DATA EXTRACT:
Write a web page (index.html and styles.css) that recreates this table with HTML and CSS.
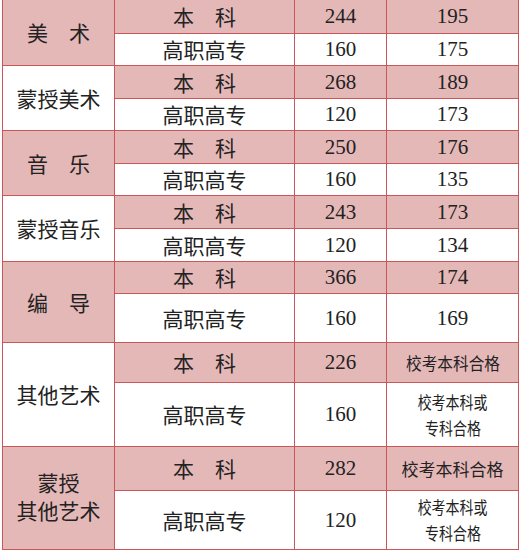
FILE: index.html
```html
<!DOCTYPE html>
<html lang="zh">
<head>
<meta charset="utf-8">
<title>艺术类分数线</title>
<link rel="stylesheet" href="styles.css">
</head>
<body>
<div class="grid">
  <div class="c cat pink span2">美　术</div>
  <div class="c pink">本　科</div>
  <div class="c num pink">244</div>
  <div class="c num pink">195</div>
  <div class="c">高职高专</div>
  <div class="c num">160</div>
  <div class="c num">175</div>

  <div class="c cat span2">蒙授美术</div>
  <div class="c pink">本　科</div>
  <div class="c num pink">268</div>
  <div class="c num pink">189</div>
  <div class="c">高职高专</div>
  <div class="c num">120</div>
  <div class="c num">173</div>

  <div class="c cat pink span2">音　乐</div>
  <div class="c pink">本　科</div>
  <div class="c num pink">250</div>
  <div class="c num pink">176</div>
  <div class="c">高职高专</div>
  <div class="c num">160</div>
  <div class="c num">135</div>

  <div class="c cat span2">蒙授音乐</div>
  <div class="c pink">本　科</div>
  <div class="c num pink">243</div>
  <div class="c num pink">173</div>
  <div class="c">高职高专</div>
  <div class="c num">120</div>
  <div class="c num">134</div>

  <div class="c cat pink span2">编　导</div>
  <div class="c pink">本　科</div>
  <div class="c num pink">366</div>
  <div class="c num pink">174</div>
  <div class="c">高职高专</div>
  <div class="c num">160</div>
  <div class="c num">169</div>

  <div class="c cat span2">其他艺术</div>
  <div class="c pink">本　科</div>
  <div class="c num pink">226</div>
  <div class="c small pink"><span class="sq">校考本科合格</span></div>
  <div class="c">高职高专</div>
  <div class="c num">160</div>
  <div class="c small two"><span class="sq">校考本科或</span><span class="sq">专科合格</span></div>

  <div class="c cat pink span2 stack"><span class="ln">蒙授</span><span class="ln">其他艺术</span></div>
  <div class="c pink">本　科</div>
  <div class="c num pink">282</div>
  <div class="c small pink"><span class="sq wide">校考本科合格</span></div>
  <div class="c">高职高专</div>
  <div class="c num">120</div>
  <div class="c small two"><span class="sq">校考本科或</span><span class="sq">专科合格</span></div>
</div>
</body>
</html>
```

FILE: styles.css
```css
html, body {
  margin: 0;
  padding: 0;
  background: #ffffff;
}

.grid {
  display: grid;
  grid-template-columns: 111px 179px 91px 131px;
  grid-template-rows: 33px 31px 32px 31px 32px 31px 32px 32px 31px 48px 39px 63px 43px 58px;
  gap: 1px;
  padding: 1px;
  margin: -1px 0 0 2px;
  width: max-content;
  background: #c9575a;
  font-family: "Noto Sans CJK SC", "Noto Sans", sans-serif;
  font-size: 21px;
  color: #222222;
}

.c {
  background: #ffffff;
  display: flex;
  align-items: center;
  justify-content: center;
  line-height: 1;
  white-space: nowrap;
}

.pink {
  background: #e5b8b8;
}

.span2 {
  grid-row: span 2;
}

.num {
  font-family: "Liberation Serif", "DejaVu Serif", serif;
  font-size: 21px;
}

.stack {
  flex-direction: column;
  gap: 2px;
  padding-bottom: 4px;
}

.ln {
  display: block;
  line-height: 26px;
  height: 26px;
}

.small {
  font-size: 17px;
}

.two {
  flex-direction: column;
  line-height: 26px;
}

.sq {
  display: inline-block;
  transform: scaleX(0.92);
}

.two .sq {
  transform: scaleX(0.82);
}

.wide {
  transform: none;
}
```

INSTRUCTION: Find the word "styles" and list each line it appears in.

EXERCISE RESPONSE:
Write a web page (index.html and styles.css) that recreates this table with HTML and CSS.
<link rel="stylesheet" href="styles.css">
FILE: styles.css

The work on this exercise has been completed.